» **Source material**
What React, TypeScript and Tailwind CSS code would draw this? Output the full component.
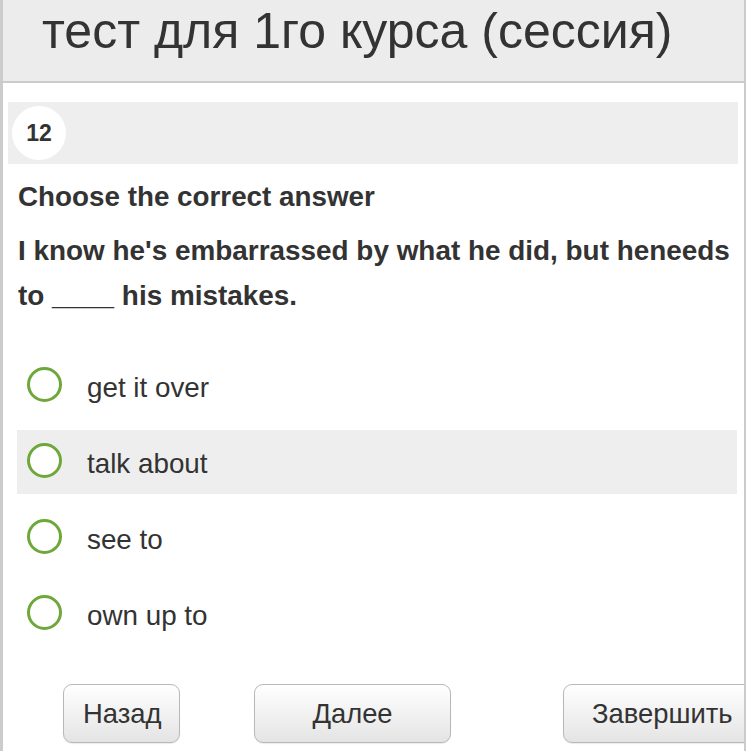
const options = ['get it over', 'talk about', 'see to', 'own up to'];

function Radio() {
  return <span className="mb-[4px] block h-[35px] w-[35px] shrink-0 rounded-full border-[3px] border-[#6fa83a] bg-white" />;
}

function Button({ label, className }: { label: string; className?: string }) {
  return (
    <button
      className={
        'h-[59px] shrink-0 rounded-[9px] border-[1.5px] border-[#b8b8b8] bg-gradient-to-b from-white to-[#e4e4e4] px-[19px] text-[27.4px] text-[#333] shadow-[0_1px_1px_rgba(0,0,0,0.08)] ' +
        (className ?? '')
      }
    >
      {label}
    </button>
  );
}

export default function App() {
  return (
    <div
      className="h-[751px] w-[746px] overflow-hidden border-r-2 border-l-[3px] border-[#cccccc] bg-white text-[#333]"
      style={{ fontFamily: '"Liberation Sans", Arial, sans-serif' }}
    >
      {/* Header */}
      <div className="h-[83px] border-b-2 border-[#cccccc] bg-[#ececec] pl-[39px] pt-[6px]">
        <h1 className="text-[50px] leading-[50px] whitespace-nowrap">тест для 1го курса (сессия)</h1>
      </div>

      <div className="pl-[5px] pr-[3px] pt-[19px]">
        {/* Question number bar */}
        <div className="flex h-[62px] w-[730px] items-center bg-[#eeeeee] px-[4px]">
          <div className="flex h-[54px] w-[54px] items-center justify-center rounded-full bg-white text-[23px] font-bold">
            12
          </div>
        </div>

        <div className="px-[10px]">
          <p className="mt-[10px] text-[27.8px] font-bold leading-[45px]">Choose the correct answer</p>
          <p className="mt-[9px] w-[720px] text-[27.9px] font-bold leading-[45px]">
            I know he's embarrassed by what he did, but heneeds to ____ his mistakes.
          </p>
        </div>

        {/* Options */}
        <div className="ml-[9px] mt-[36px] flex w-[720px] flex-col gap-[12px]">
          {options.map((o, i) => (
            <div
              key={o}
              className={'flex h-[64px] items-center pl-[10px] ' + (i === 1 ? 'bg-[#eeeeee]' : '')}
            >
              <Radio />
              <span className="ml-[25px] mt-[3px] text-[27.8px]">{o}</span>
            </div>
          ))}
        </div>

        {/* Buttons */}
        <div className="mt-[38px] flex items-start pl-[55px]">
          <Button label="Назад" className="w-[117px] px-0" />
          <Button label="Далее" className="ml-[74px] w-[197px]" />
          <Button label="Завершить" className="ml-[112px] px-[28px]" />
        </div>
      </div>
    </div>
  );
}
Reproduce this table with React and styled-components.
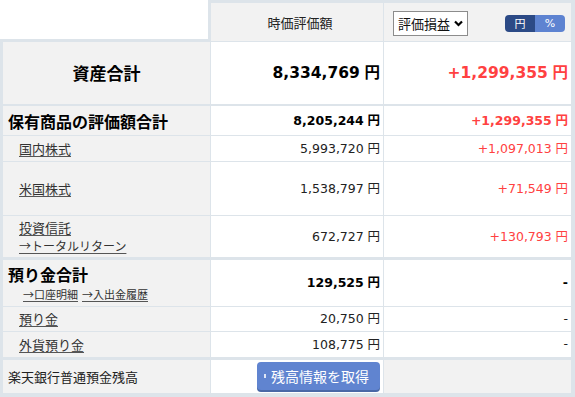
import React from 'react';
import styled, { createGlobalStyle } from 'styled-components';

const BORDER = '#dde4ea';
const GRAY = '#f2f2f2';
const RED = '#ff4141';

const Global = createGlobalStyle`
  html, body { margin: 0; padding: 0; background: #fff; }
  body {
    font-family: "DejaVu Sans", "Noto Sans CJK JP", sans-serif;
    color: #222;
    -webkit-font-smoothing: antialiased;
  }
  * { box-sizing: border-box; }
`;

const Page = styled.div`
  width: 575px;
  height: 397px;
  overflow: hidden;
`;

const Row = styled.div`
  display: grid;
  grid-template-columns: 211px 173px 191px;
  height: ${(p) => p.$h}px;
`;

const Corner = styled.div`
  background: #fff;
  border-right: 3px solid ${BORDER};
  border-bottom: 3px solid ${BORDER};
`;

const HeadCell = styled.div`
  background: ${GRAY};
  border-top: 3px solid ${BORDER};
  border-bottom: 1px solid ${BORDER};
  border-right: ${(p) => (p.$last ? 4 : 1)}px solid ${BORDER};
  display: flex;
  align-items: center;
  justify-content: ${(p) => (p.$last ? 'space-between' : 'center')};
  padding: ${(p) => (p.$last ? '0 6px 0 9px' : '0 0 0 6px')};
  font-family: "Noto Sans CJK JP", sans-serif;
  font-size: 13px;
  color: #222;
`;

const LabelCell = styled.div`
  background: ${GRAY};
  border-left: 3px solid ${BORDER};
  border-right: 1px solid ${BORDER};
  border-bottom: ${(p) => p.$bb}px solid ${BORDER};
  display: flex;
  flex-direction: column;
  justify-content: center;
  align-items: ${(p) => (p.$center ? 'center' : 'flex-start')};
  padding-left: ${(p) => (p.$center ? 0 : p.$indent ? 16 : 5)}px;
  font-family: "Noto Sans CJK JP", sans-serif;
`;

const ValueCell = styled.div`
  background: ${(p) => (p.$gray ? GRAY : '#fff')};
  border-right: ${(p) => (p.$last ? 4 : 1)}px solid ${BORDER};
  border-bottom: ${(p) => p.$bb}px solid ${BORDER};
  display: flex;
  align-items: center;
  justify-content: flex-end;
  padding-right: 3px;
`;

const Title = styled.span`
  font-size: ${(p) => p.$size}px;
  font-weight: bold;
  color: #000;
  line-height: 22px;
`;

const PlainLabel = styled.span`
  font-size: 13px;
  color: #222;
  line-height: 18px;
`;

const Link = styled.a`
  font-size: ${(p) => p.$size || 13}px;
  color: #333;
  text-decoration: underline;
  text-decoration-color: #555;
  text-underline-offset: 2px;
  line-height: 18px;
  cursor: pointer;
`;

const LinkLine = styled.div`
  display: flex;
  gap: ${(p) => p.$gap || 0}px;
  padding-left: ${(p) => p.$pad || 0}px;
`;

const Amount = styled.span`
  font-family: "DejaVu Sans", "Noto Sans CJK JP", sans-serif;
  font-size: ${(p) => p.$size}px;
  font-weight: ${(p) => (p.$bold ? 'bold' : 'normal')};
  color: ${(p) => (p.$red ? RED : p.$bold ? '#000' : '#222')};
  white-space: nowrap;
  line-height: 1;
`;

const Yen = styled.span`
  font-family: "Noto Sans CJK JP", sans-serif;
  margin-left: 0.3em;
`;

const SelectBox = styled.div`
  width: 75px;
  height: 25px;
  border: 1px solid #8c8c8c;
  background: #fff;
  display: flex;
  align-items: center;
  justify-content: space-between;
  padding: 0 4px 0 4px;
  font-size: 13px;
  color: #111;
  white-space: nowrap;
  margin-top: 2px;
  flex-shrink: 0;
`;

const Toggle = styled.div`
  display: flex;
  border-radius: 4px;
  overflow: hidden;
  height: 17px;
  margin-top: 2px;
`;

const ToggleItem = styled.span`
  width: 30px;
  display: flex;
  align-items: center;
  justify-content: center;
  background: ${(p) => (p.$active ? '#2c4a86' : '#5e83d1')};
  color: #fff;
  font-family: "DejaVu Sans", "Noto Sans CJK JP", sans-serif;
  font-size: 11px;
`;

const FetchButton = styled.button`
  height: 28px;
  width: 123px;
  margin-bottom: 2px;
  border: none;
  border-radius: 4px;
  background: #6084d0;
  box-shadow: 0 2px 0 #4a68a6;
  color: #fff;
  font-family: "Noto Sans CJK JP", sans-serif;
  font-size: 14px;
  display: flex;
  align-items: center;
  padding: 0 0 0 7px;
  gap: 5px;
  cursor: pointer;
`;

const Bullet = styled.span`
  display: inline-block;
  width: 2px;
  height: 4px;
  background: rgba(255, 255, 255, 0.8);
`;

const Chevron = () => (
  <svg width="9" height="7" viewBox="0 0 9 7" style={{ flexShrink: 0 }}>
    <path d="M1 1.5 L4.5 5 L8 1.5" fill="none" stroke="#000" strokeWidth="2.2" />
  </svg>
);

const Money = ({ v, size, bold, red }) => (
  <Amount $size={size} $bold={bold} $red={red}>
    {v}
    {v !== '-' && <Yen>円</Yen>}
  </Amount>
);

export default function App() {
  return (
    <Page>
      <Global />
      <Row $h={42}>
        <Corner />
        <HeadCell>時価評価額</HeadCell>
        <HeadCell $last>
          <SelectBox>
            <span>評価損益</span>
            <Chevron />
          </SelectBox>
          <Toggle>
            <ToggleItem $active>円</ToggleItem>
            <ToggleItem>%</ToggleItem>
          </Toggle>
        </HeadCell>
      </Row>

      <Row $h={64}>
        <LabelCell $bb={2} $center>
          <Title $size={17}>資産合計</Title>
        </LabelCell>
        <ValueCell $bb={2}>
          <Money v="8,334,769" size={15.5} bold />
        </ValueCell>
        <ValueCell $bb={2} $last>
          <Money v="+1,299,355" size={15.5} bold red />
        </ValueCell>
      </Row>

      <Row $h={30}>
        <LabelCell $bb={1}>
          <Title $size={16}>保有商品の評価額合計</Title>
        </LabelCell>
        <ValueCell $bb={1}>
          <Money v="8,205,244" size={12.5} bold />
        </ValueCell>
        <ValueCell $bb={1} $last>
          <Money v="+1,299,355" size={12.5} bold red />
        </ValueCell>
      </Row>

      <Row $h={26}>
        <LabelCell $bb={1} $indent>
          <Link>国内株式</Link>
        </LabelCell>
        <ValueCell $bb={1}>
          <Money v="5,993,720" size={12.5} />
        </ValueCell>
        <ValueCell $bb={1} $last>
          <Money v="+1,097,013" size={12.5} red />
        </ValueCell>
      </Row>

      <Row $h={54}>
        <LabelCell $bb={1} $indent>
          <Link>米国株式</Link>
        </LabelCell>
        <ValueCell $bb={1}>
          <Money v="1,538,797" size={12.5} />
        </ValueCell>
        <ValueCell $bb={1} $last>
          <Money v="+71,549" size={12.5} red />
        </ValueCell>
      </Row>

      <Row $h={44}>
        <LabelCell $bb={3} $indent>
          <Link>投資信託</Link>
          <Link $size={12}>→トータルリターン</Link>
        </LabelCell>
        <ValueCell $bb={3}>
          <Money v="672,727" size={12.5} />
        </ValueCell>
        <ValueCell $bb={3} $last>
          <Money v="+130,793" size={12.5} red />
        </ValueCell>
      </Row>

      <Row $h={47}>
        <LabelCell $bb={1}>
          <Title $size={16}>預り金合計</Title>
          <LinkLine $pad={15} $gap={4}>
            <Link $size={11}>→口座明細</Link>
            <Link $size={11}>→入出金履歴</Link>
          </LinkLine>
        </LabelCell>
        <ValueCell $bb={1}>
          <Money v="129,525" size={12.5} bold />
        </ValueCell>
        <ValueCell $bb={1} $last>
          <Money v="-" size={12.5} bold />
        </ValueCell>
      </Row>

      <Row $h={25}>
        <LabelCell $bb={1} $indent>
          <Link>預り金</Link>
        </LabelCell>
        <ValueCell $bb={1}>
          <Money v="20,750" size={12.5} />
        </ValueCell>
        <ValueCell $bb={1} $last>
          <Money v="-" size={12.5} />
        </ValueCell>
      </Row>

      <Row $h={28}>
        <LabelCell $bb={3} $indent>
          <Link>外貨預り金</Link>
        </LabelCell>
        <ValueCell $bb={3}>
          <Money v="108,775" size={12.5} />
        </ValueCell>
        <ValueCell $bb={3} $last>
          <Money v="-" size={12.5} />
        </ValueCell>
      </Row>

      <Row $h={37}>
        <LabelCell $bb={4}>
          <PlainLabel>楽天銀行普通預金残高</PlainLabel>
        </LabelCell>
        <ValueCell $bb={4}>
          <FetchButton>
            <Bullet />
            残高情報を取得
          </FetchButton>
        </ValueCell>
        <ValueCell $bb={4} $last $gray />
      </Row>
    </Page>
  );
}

» **Short exercise**
Go up to the line with "Reproduce this table" and retype exactly from there through the line with "const RED = '#ff4141';". Leave out pictures.

» **Result**
Reproduce this table with React and styled-components.
import React from 'react';
import styled, { createGlobalStyle } from 'styled-components';

const BORDER = '#dde4ea';
const GRAY = '#f2f2f2';
const RED = '#ff4141';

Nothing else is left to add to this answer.